En cierto modo Behring puso en práctica una
ideología cuyas raíces hay que encontrarlas en el pasado nazi pero que hoy
reverdece; y no sólo en Europa. Es, para abreviar, el discurso que agitan
xenófobos, homófobos, y tantos otros “fobos” algunos de los cuales incursionan
en arenas políticas. Son ellos los ejecutores de la razón uniforme; los que no
admiten otra creencia u otra idea que no sea igual a la “nuestra”. Así se
explica por qué el primer día que hizo su entrada al tribunal, Behring declaró
que él actuó en defensa propia. La frase, de acuerdo a la magnitud de la tragedia,
sonó como chiste de pésimo gusto.
Sin
embargo, Behring no es hombre de chistes. Por esa razón, a quienes tienen algún
conocimiento psicológico, la frase de Behring resultó lógica. Efectivamente,
Behring asesinó porque se sentía amenazado y, luego, desde “su” punto de vista,
actuó en defensa propia. De tal modo la pregunta es ¿por quiénes se sentía
amenazado el asesino Anders Behring Breivic?

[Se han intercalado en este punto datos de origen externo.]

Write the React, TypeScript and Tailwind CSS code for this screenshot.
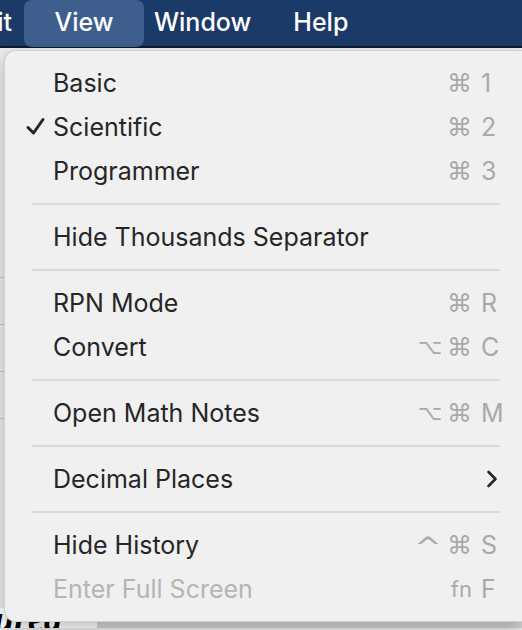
import React from "react"

type Item =
    | { kind: "sep" }
    | { kind: "item"; label: string; mods?: string[]; keyName?: string; checked?: boolean; disabled?: boolean; submenu?: boolean }

const items: Item[] = [
    { kind: "item", label: "Basic", mods: ["⌘"], keyName: "1" },
    { kind: "item", label: "Scientific", mods: ["⌘"], keyName: "2", checked: true },
    { kind: "item", label: "Programmer", mods: ["⌘"], keyName: "3" },
    { kind: "sep" },
    { kind: "item", label: "Hide Thousands Separator" },
    { kind: "sep" },
    { kind: "item", label: "RPN Mode", mods: ["⌘"], keyName: "R" },
    { kind: "item", label: "Convert", mods: ["⌥", "⌘"], keyName: "C" },
    { kind: "sep" },
    { kind: "item", label: "Open Math Notes", mods: ["⌥", "⌘"], keyName: "M" },
    { kind: "sep" },
    { kind: "item", label: "Decimal Places", submenu: true },
    { kind: "sep" },
    { kind: "item", label: "Hide History", mods: ["^", "⌘"], keyName: "S" },
    { kind: "item", label: "Enter Full Screen", mods: ["fn"], keyName: "F", disabled: true },
]

function CheckMark() {
    return (
        <svg width="22" height="20" viewBox="0 0 22 20" className="absolute left-[20px] top-[12px]">
            <path d="M3 10.5 L8.5 16 L18 2.5" fill="none" stroke="#262626" strokeWidth="3" strokeLinecap="round" strokeLinejoin="round" />
        </svg>
    )
}

function Chevron() {
    return (
        <svg width="12" height="18" viewBox="0 0 12 18" className="absolute right-[24px] top-[13px]">
            <path d="M2.5 2 L9.5 9 L2.5 16" fill="none" stroke="#262626" strokeWidth="2.6" strokeLinecap="round" strokeLinejoin="round" />
        </svg>
    )
}

function modClass(m: string) {
    if (m === "fn") return "text-[22px]"
    if (m === "^") return "text-[26px] font-['DejaVu_Sans',sans-serif] scale-x-125 translate-y-[2px]"
    if (m === "⌥") return "text-[21px] font-['DejaVu_Sans',sans-serif] -mr-[3px]"
    return "text-[25px] font-['DejaVu_Sans',sans-serif]"
}

function MenuRow({ item }: { item: Extract<Item, { kind: "item" }> }) {
    return (
        <div className="relative flex items-center h-[44px] pl-[48px]">
            {item.checked && <CheckMark />}
            <span className={item.disabled ? "text-[#b5b5b5]" : "text-[#262626]"}>{item.label}</span>
            {item.keyName && (
                <div className="ml-auto flex items-center text-[#a9a9a9]">
                    <div className="flex items-center gap-[8px] justify-end">
                        {item.mods?.map((m, i) => (
                            <span key={i} className={modClass(m)}>
                                {m}
                            </span>
                        ))}
                    </div>
                    <span className="w-[26px] ml-[9px]">{item.keyName}</span>
                    <span className="w-[15px]" />
                </div>
            )}
            {item.submenu && <Chevron />}
        </div>
    )
}

export default function App() {
    return (
        <div className="relative w-[522px] h-[630px] overflow-hidden bg-[#e9e9e9] font-['Inter',sans-serif]">
            {/* menu bar */}
            <div className="flex items-center h-[48px] bg-[#1c3a68] text-white text-[25px] font-medium border-b-2 border-[#0d1a2c]">
                <span className="w-[24px] -ml-[12px] text-right">it</span>
                <div className="ml-[12px] w-[120px] h-[47px] rounded-[8px] bg-[#3e5f8d] flex items-center justify-center">View</div>
                <span className="ml-[10px]">Window</span>
                <span className="ml-[42px]">Help</span>
            </div>

            {/* window behind the menu */}
            <div className="flex flex-col h-[580px]">
                <div className="flex-1 bg-[#ececec] flex flex-col">
                    <div className="h-[230px] border-b border-[#c8c8c8]" />
                    <div className="h-[47px] border-b border-[#c8c8c8]" />
                    <div className="h-[47px] border-b border-[#c8c8c8]" />
                    <div className="h-[47px] border-b border-[#c8c8c8]" />
                    <div className="flex-1" />
                </div>
                <div className="flex h-[20px]">
                    <div className="w-[97px] bg-white overflow-hidden relative">
                        <span className="absolute left-[-6px] top-[-16px] text-[36px] italic font-bold text-black font-['Liberation_Serif',serif]">urea</span>
                    </div>
                    <div className="flex-1 bg-gradient-to-b from-[#e2e2e2] to-[#d2d2d2] border-t border-[#bdbdbd]" />
                </div>
            </div>

            {/* dropdown menu */}
            <div className="absolute left-[4px] top-[50px] w-[518px] pt-[10px] pb-[10px] bg-[#f0f0f0] rounded-tl-[12px] rounded-bl-[12px] border border-r-0 border-[#d0d0d0] shadow-[0_6px_16px_rgba(0,0,0,0.25)] text-[25px] leading-none">
                {items.map((item, i) =>
                    item.kind === "sep" ? (
                        <div key={i} className="h-[22px] flex items-center pl-[27px]">
                            <div className="w-[468px] h-[2px] bg-[#dadada]" />
                        </div>
                    ) : (
                        <MenuRow key={i} item={item} />
                    )
                )}
            </div>
        </div>
    )
}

Arriesgar una respuesta implica aceptar que el tema
tiene varias superficies. La primera es la del fenómeno mismo. Behring, así lo
dijo, asesinó a los jóvenes porque eran cómplices de la “sociedad
multicultural”. Luego, Behring, se considera a sí mismo como un defensor de la
patria amenazada por la ambivalencia racial y cultural.

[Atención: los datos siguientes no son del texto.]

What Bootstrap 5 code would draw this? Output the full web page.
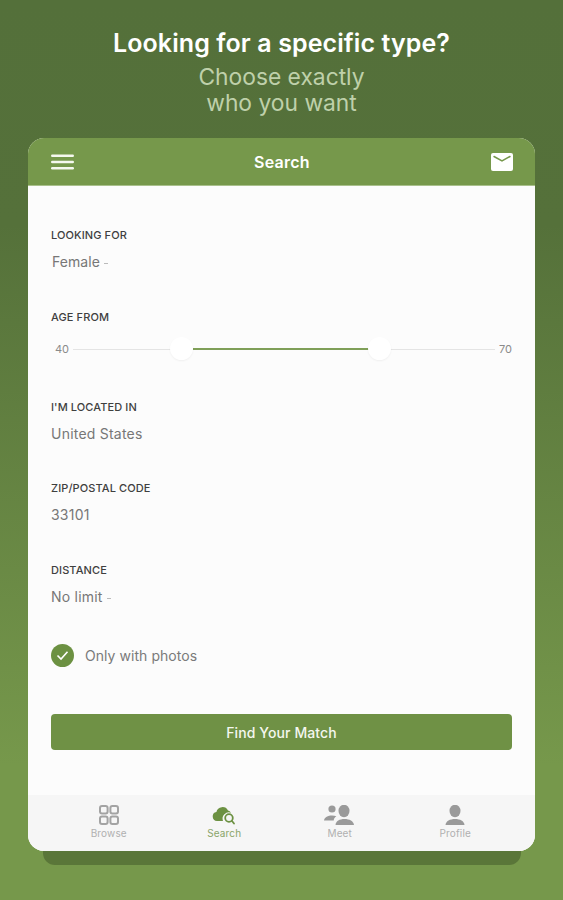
<!DOCTYPE html>
<html lang="en"><head><meta charset="utf-8"><title>Search</title>
<link href="https://cdn.jsdelivr.net/npm/bootstrap@5.3.0/dist/css/bootstrap.min.css" rel="stylesheet">
<style>
html,body{height:900px;overflow:hidden}
body{font-family:Inter,"Liberation Sans",sans-serif;background:linear-gradient(180deg,#54703a 0%,#55713a 25%,#76984b 85%,#76984b 100%);width:563px}
.shot{height:900px;padding-top:27px}
.hero-main{font-size:25px;line-height:32px;font-weight:600;color:#fff;margin:0 0 5px;letter-spacing:.1px}
.hero-sub{font-size:22.8px;line-height:26px;color:#bfd0aa;margin:0 0 22px}
.phone-wrap{margin:0 28px;position:relative}
.under-layer{position:absolute;left:15px;right:14px;bottom:-14px;height:60px;background:#5a7639;border-radius:0 0 12px 12px}
.phone{position:relative;height:713px;border-radius:16px;overflow:hidden;background:#fcfcfc}
.app-head{height:48px;background:#76984b;padding:0 22px 0 23px;border-bottom:1px solid #a9c08c;color:#fff}
.app-title{font-size:16px;font-weight:600;letter-spacing:.25px;margin-left:-1px}
.form-area{height:609px;padding:42px 23px 0}
.f-label{font-size:11px;line-height:14px;font-weight:500;color:#3f3f3f;letter-spacing:.1px;margin-bottom:10px}
.g-slider .f-label{margin-bottom:11px}
.f-value{font-size:14px;line-height:20px;color:#777;letter-spacing:.22px}
.f-value.nudged{margin-left:1px;letter-spacing:.05px}
.caret-mark{display:inline-block;width:4px;height:1px;background:#bbb;vertical-align:middle;margin-left:4px}
.f-group{margin-bottom:38px}
.f-group.g-slider{margin-bottom:37px}
.f-group.g-located{margin-bottom:37px}
.f-group.g-last{margin-bottom:37px}
.slide-row{font-size:11px;color:#8a8a8a;height:28px;margin-top:2px}
.slide-track{height:1px;background:#e4e4e4;position:relative}
.slide-on{position:absolute;left:120px;width:186px;top:-1px;height:2px;background:#7f9f58}
.slide-knob{position:absolute;top:-12px;width:23px;height:23px;border-radius:50%;background:#fff;box-shadow:0 1px 2px rgba(0,0,0,.05)}
.check-dot{width:23px;height:23px;border-radius:50%;background:#6c9142}
.check-text{font-size:14px;color:#7a7a7a;letter-spacing:.05px;margin-left:3px}
.match-btn{background:#6f9145;border:0;color:#f4f7ef;font-size:14px;font-weight:500;height:36px;border-radius:4px;margin-top:47px;letter-spacing:.1px}
.match-btn:hover{background:#6f9145;color:#fff}
.tabs{height:56px;background:#f6f6f6;padding:0 22px 0 23px}
.tab-item{width:115.5px;font-size:10px;line-height:12px;color:#b0b0b0;padding-top:10px;letter-spacing:.15px}
.tab-item svg{display:block;margin:0 auto 2px}
.tab-on{color:#8aa56a}
</style></head><body>
<div class="shot">
<h1 class="hero-main text-center">Looking for a specific type?</h1>
<p class="hero-sub text-center">Choose exactly<br>who you want</p>
<div class="phone-wrap">
<div class="under-layer"></div>
<div class="phone d-flex flex-column">
<div class="app-head d-flex align-items-center justify-content-between">
<svg width="23" height="16" viewBox="0 0 23 16"><g fill="#f5f8ee"><rect x="0" y="0.5" width="23" height="2.4" rx="1.2"/><rect x="0" y="6.8" width="23" height="2.4" rx="1.2"/><rect x="0" y="13.1" width="23" height="2.4" rx="1.2"/></g></svg>
<span class="app-title">Search</span>
<svg width="22" height="18" viewBox="0 0 22 18"><rect width="22" height="18" rx="2" fill="#fff"/><path d="M3 3.500 11 8 19 3.500" fill="none" stroke="#76984b" stroke-width="1.500" stroke-linecap="round"/></svg>
</div>
<div class="form-area">
<div class="f-group"><div class="f-label">LOOKING FOR</div><div class="f-value nudged">Female<span class="caret-mark"></span></div></div>
<div class="f-group g-slider"><div class="f-label">AGE FROM</div>
<div class="slide-row d-flex align-items-center gap-1"><span class="ms-1">40</span><div class="slide-track flex-grow-1"><div class="slide-on"></div><div class="slide-knob" style="left:97px"></div><div class="slide-knob" style="left:295px"></div></div><span>70</span></div></div>
<div class="f-group g-located"><div class="f-label">I'M LOCATED IN</div><div class="f-value">United States</div></div>
<div class="f-group"><div class="f-label">ZIP/POSTAL CODE</div><div class="f-value">33101</div></div>
<div class="f-group g-last"><div class="f-label">DISTANCE</div><div class="f-value">No limit<span class="caret-mark"></span></div></div>
<div class="d-flex align-items-center gap-2"><div class="check-dot d-flex align-items-center justify-content-center flex-shrink-0"><svg width="13" height="11" viewBox="0 0 13 11"><path d="M1.500 5.500 5 9 11.500 1.800" fill="none" stroke="#fff" stroke-width="1.600"/></svg></div><span class="check-text">Only with photos</span></div>
<button class="btn match-btn w-100" type="button">Find Your Match</button>
</div>
<div class="tabs d-flex">
<div class="tab-item text-center"><svg width="20" height="20" viewBox="0 0 20 20" fill="none" stroke="#a3a3a3" stroke-width="2"><rect x="1" y="1" width="7.600" height="7.600" rx="2"/><rect x="11.400" y="1" width="7.600" height="7.600" rx="2"/><rect x="1" y="11.400" width="7.600" height="7.600" rx="2"/><rect x="11.400" y="11.400" width="7.600" height="7.600" rx="2"/></svg>Browse</div>
<div class="tab-item tab-on text-center"><svg width="24" height="20" viewBox="0 0 24 20"><path d="M5 16a4.600 4.600 0 0 1-.6-9.100A6.200 6.200 0 0 1 16 5.600a4.500 4.500 0 0 1 3 2.200a6.300 6.300 0 0 0-8 8.200z" fill="#6c9142"/><circle cx="17" cy="13" r="3.800" fill="none" stroke="#6c9142" stroke-width="1.800"/><path d="M20 16 22 18.500" stroke="#6c9142" stroke-width="1.800" stroke-linecap="round"/></svg>Search</div>
<div class="tab-item text-center"><svg width="31" height="20" viewBox="0 0 31 20" fill="#9a9a9a"><circle cx="8" cy="4" r="3.600"/><path d="M0 15.500c.5-3.500 4-5 8-5 1.700 0 3.200.3 4.400.8-1.500.8-2.500 2.300-2.700 4.200z"/><ellipse cx="20" cy="6" rx="5.500" ry="6.200"/><path d="M11.500 20c.3-4 4-6 9-6s9 2 9.500 6z"/></svg>Meet</div>
<div class="tab-item text-center"><svg width="20" height="20" viewBox="0 0 20 20" fill="#9a9a9a"><ellipse cx="10" cy="6" rx="5.500" ry="6.200"/><path d="M.5 20c.3-4 4.500-6 9.500-6s9.200 2 9.500 6z"/></svg>Profile</div>
</div>
</div>
</div>
</div>
</body></html>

La incapacidad de soportar la ambivalencia es,
según un brillante y ya antiguo libro de Sygmunt Bauman (Modernidad y
Ambivalencia), una de las características de la era moderna. De acuerdo con Bauman
los totalitarismos del siglo XX tuvieron origen en “el escándalo de la
ambivalencia” propio a un pensamiento moderno que tiende a la uniformidad. Sin
embargo, Bauman no desarrolló su tesis más allá de la superficie sociológica en
la cual tan bien se moviliza. Hay, además, una segunda superficie, la que es
psicológica, y en ella podemos leer lo siguiente:
Las amenazas que enfrentó Behring son
“proyecciones” que surgen de una profunda disociación mental. Amenazas extrañas (extranjeras) a su “yo”, lo
acosan, lo invaden y él, incapaz de defenderse “desde dentro”, lo hace “hacia
afuera”. En ese sentido el odio al extranjero que profesa Behring no es más que
odio (miedo) a su propio extrañamiento, el que pretende eliminar matando a las personas
que favorecen la entrada de lo extraño (los extranjeros). En ese caso estaríamos frente a un
caso patológico personal. ¿Personal?
Ya he sugerido que pese a que actuó de modo
solitario, Behring no está sólo. Él es un representante activo de corrientes
ideológicas existentes. Constatación que obliga a acceder a una tercera
superficie. Una que más que psicológica es antropológica y, por lo mismo, una
que tiene que ver con la propia condición humana. Me refiero a la de un ser no
sólo dividido entre su animalidad y su espiritualidad sino, además, suspendido
entre dos espacios desconocidos y por lo mismo aterrantes. Entre esas dos
muertes, dijo Lacan: una, la que nos precede y otra, la que continúa después de
nuestra vida, en ese espacio inaccesible de “lo otro” a quién Behring, en su
impotencia, objetivó en “el otro”.
La verdadera e inquietante pregunta sería entonces:
¿Somos todos como Behring?
Por de pronto no hay ningún motivo para afirmar que
Behring no es humano. En ese sentido somos todos como Behring. Pero en otro, y
es lo decisivo, no todos somos como Behring. De una manera u otra, la mayoría
hacemos uso de ciertos accesorios que nos permiten compensar el indescifrable
sentido a la vida. ¿Cuáles? A manera de ejemplo: el trabajo, el arte, la
cultura, la religión, la moral, la amistad, la política y, no por último, el
amor. Ahora, de acuerdo a mis informaciones, Behring carecía de todos esos
“accesorios”.
Sin embargo, el juicio a Behring tiene lugar en una
superficie jurídica, la que no es sociológica, ni psicológica, ni filosófica.
Allí Behring será condenado a la pena máxima que existe en su nación. Pena muy
benevolente, si la comparamos con las de otras naciones. Que así sea.
Por último, una confesión muy personal: Yo, enemigo declarado de la pena de
muerte, al pensar en esos 77 jóvenes asesinados y a la vez, sabiendo que el
asesino sigue con vida, no puedo evitar una muy grande sensación de injusticia.